Details
- Date: 14 August 1915
- Location: Weedon, Northamptonshire
- Coordinates: 52°13′20″N 1°03′50″W﻿ / ﻿52.22212°N 1.06387°W
- Country: England
- Line: West Coast Main Line
- Operator: London and North Western Railway
- Incident type: Derailment
- Cause: Detached coupling rod

Statistics
- Trains: 2
- Deaths: 10
- Injured: 21

= Weedon rail crashes =

Two railway incidents in Northamptonshire, England

Weedon, Northamptonshire on the West Coast Main Line has been the site of two serious derailments in 1915 and 1951, killing 10 and 15 people respectively. Both were unusual in being caused by mechanical failures on steam locomotives.

==1915 rail crash==

On Saturday, 14 August 1915, the 08:45 Birmingham to Euston express passenger train, hauled by LNWR George the Fifth Class locomotive No. 1489 Wolfhound, lost a taper pin; its purpose was to lock a screwed collar which retained the offside coupling rod to its crank pin. The coupling rod detached and struck one of the sleepers on the up line; pushing the track out of alignment just as the 08:30 Euston to Holyhead Irish Mail train approached. It consisted of 15 coaches hauled by two locomotives; LNWR Renown Class No. 1971 Aurora and Precedent Class No. 1189 Stewart and was travelling at 60 miles per hour. Both locomotives and every carriage was derailed; several being thrown down an embankment, killing 10 passengers and injuring 21 more. The approximate location of the collision was between Weedon and Stowe Hill tunnel. The loss of the taper pin had originally been noticed at Rugby and a new one had been rapidly substituted by a fitter, but this had then fallen out. It was unclear why the collar unscrewed on the second occasion but not the first.

==1951 rail crash==

On Friday, 21 September 1951 the 08:20 Liverpool Lime Street to London Euston passenger service consisting of 15 coaches hauled by a Princess class Stanier Pacific began to de-rail south of Weedon, Northamptonshire, on the West Coast Main Line south of Rugby, at a speed of 60 - 65 mph and finally crashed, killing 15 people and injuring 35 more. The footplate crew survived and protected their train in spite of being severely shocked.
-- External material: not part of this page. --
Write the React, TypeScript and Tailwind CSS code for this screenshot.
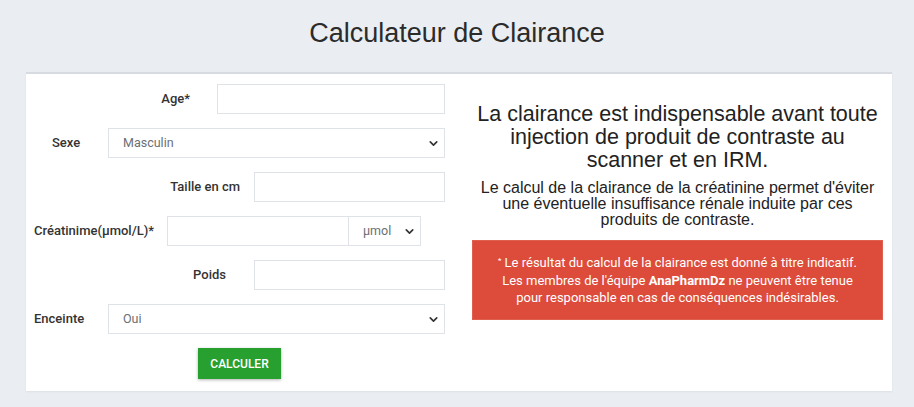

The accident enquiry, conducted by Lt Col G R S Wilson, found the track to be in good condition and the speed of the train not to be excessive. However this was the first trip out for the locomotive, No 46207 Princess Arthur of Connaught after its bogie wheelsets had been swapped round. The enquiry concluded that the derailment was caused by an excessively tight bogie axlebox. The approximate location of the collision was , less than a mile south-east of the 1915 derailment and close to the signal-box at Heyford south of Stowe Hill tunnel where the occupants were able to see the accident.

==Parallels==
It is very rare for rail crashes to take place due to a technical fault on a locomotive; most are caused by drivers' or signalmen's errors. It is therefore a remarkable coincidence for two crashes to take place in the same location, both being due to mechanical failure and both causes being unique for fatal British accidents. The first accident was also rare in that a defect on one train caused an accident to another, though a similar occurrence also happened in the Settle rail crash in 1960.